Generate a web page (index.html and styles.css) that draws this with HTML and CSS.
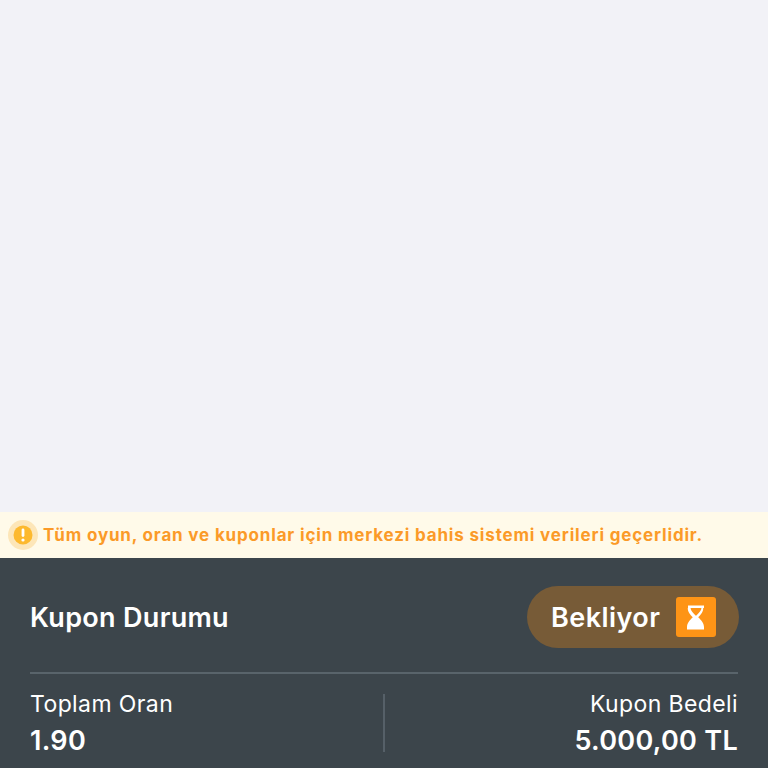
FILE: index.html
```html
<!doctype html>
<html>
<head>
    <title>Kupon Durumu</title>
    <link rel="stylesheet" href="styles.css">
    <meta name="viewport" content="width=device-width, initial-scale=1.0">
</head>
<body>
    <div class="content"></div>
    <div class="notice">
        <span class="notice-icon">
            <svg width="30" height="30" viewBox="0 0 30 30">
                <circle cx="15" cy="15" r="15" fill="#fde6b8"/>
                <circle cx="15" cy="15" r="9.5" fill="#fdb92e"/>
                <rect x="13.6" y="8.6" width="2.8" height="8.4" rx="1.4" fill="#fff"/>
                <circle cx="15" cy="20" r="1.6" fill="#fff"/>
            </svg>
        </span>
        <span class="notice-text">Tüm oyun, oran ve kuponlar için merkezi bahis sistemi verileri geçerlidir.</span>
    </div>
    <div class="panel">
        <div class="status-row">
            <h2 class="status-title">Kupon Durumu</h2>
            <div class="status-pill">
                <span class="status-label">Bekliyor</span>
                <span class="status-icon">
                    <svg width="18" height="25" viewBox="0 0 18 25">
                        <path fill="#fff" fill-rule="evenodd" d="M1 0.500h16v2.500h-0.800c0.300 3.300-2.300 6.700-5 9.300 2.900 2.700 5.800 6.200 5.800 9.700v2.500H0V22c0-3.500 2.900-7 5.800-9.700-2.700-2.600-5.300-6-5-9.300H1z M3.600 3c0 2.600 3 5.600 5.400 7.800 2.400-2.200 5.400-5.200 5.400-7.800z"/>
                    </svg>
                </span>
            </div>
        </div>
        <div class="stats">
            <div class="stat">
                <span class="stat-label">Toplam Oran</span>
                <span class="stat-value">1.90</span>
            </div>
            <div class="stat stat-right">
                <span class="stat-label">Kupon Bedeli</span>
                <span class="stat-value">5.000,00 TL</span>
            </div>
        </div>
    </div>
</body>
</html>
```

FILE: styles.css
```css
html, body {
    margin: 0;
    padding: 0;
}
body {
    font-family: Inter, "Noto Sans", sans-serif;
    background-color: #f2f2f7;
    height: 768px;
    overflow: hidden;
    display: flex;
    flex-direction: column;
}
.content {
    height: 512px;
}
.notice {
    height: 46px;
    background-color: #fffae9;
    display: flex;
    align-items: center;
    gap: 5px;
    padding-left: 8px;
}
.notice-icon {
    display: flex;
}
.notice-text {
    color: #fb9a28;
    font-size: 17px;
    font-weight: 700;
    letter-spacing: 0.83px;
}
.panel {
    flex: 1;
    background-color: #3c454b;
    padding: 28px 30px 0 30px;
    color: #fff;
}
.status-row {
    display: flex;
    justify-content: space-between;
    align-items: center;
    padding-bottom: 24px;
    border-bottom: 2px solid #59646b;
}
.status-title {
    margin: 0;
    font-size: 27px;
    font-weight: 600;
    letter-spacing: 0.3px;
}
.status-pill {
    display: flex;
    align-items: center;
    gap: 16px;
    width: 212px;
    height: 62px;
    box-sizing: border-box;
    padding-left: 24px;
    margin-right: -1px;
    background-color: #775b37;
    border-radius: 31px;
}
.status-label {
    font-size: 27px;
    font-weight: 600;
    letter-spacing: 0.45px;
}
.status-icon {
    width: 40px;
    height: 40px;
    background-color: #fe9416;
    border-radius: 3px;
    display: flex;
    align-items: center;
    justify-content: center;
}
.stats {
    display: grid;
    grid-template-columns: 353px 1fr;
    margin-top: 20px;
}
.stat {
    display: flex;
    flex-direction: column;
    gap: 11px;
    height: 58px;
}
.stat-right {
    align-items: flex-end;
    border-left: 2px solid #566068;
}
.stat-label {
    font-size: 23px;
    line-height: 20px;
    font-weight: 400;
    letter-spacing: 0.4px;
}
.stat-value {
    font-size: 27px;
    line-height: 32px;
    font-weight: 600;
    letter-spacing: 0.3px;
}
```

########

**Written problem**:
Set the data above down again exactly as given, with no pictures.

**Response**:
Generate a web page (index.html and styles.css) that draws this with HTML and CSS.
FILE: index.html
```html
<!doctype html>
<html>
<head>
    <title>Kupon Durumu</title>
    <link rel="stylesheet" href="styles.css">
    <meta name="viewport" content="width=device-width, initial-scale=1.0">
</head>
<body>
    <div class="content"></div>
    <div class="notice">
        <span class="notice-icon">
            <svg width="30" height="30" viewBox="0 0 30 30">
                <circle cx="15" cy="15" r="15" fill="#fde6b8"/>
                <circle cx="15" cy="15" r="9.5" fill="#fdb92e"/>
                <rect x="13.6" y="8.6" width="2.8" height="8.4" rx="1.4" fill="#fff"/>
                <circle cx="15" cy="20" r="1.6" fill="#fff"/>
            </svg>
        </span>
        <span class="notice-text">Tüm oyun, oran ve kuponlar için merkezi bahis sistemi verileri geçerlidir.</span>
    </div>
    <div class="panel">
        <div class="status-row">
            <h2 class="status-title">Kupon Durumu</h2>
            <div class="status-pill">
                <span class="status-label">Bekliyor</span>
                <span class="status-icon">
                    <svg width="18" height="25" viewBox="0 0 18 25">
                        <path fill="#fff" fill-rule="evenodd" d="M1 0.500h16v2.500h-0.800c0.300 3.300-2.300 6.700-5 9.300 2.900 2.700 5.800 6.200 5.800 9.700v2.500H0V22c0-3.500 2.900-7 5.800-9.700-2.700-2.600-5.300-6-5-9.300H1z M3.600 3c0 2.600 3 5.600 5.400 7.800 2.400-2.200 5.400-5.200 5.400-7.800z"/>
                    </svg>
                </span>
            </div>
        </div>
        <div class="stats">
            <div class="stat">
                <span class="stat-label">Toplam Oran</span>
                <span class="stat-value">1.90</span>
            </div>
            <div class="stat stat-right">
                <span class="stat-label">Kupon Bedeli</span>
                <span class="stat-value">5.000,00 TL</span>
            </div>
        </div>
    </div>
</body>
</html>
```

FILE: styles.css
```css
html, body {
    margin: 0;
    padding: 0;
}
body {
    font-family: Inter, "Noto Sans", sans-serif;
    background-color: #f2f2f7;
    height: 768px;
    overflow: hidden;
    display: flex;
    flex-direction: column;
}
.content {
    height: 512px;
}
.notice {
    height: 46px;
    background-color: #fffae9;
    display: flex;
    align-items: center;
    gap: 5px;
    padding-left: 8px;
}
.notice-icon {
    display: flex;
}
.notice-text {
    color: #fb9a28;
    font-size: 17px;
    font-weight: 700;
    letter-spacing: 0.83px;
}
.panel {
    flex: 1;
    background-color: #3c454b;
    padding: 28px 30px 0 30px;
    color: #fff;
}
.status-row {
    display: flex;
    justify-content: space-between;
    align-items: center;
    padding-bottom: 24px;
    border-bottom: 2px solid #59646b;
}
.status-title {
    margin: 0;
    font-size: 27px;
    font-weight: 600;
    letter-spacing: 0.3px;
}
.status-pill {
    display: flex;
    align-items: center;
    gap: 16px;
    width: 212px;
    height: 62px;
    box-sizing: border-box;
    padding-left: 24px;
    margin-right: -1px;
    background-color: #775b37;
    border-radius: 31px;
}
.status-label {
    font-size: 27px;
    font-weight: 600;
    letter-spacing: 0.45px;
}
.status-icon {
    width: 40px;
    height: 40px;
    background-color: #fe9416;
    border-radius: 3px;
    display: flex;
    align-items: center;
    justify-content: center;
}
.stats {
    display: grid;
    grid-template-columns: 353px 1fr;
    margin-top: 20px;
}
.stat {
    display: flex;
    flex-direction: column;
    gap: 11px;
    height: 58px;
}
.stat-right {
    align-items: flex-end;
    border-left: 2px solid #566068;
}
.stat-label {
    font-size: 23px;
    line-height: 20px;
    font-weight: 400;
    letter-spacing: 0.4px;
}
.stat-value {
    font-size: 27px;
    line-height: 32px;
    font-weight: 600;
    letter-spacing: 0.3px;
}
```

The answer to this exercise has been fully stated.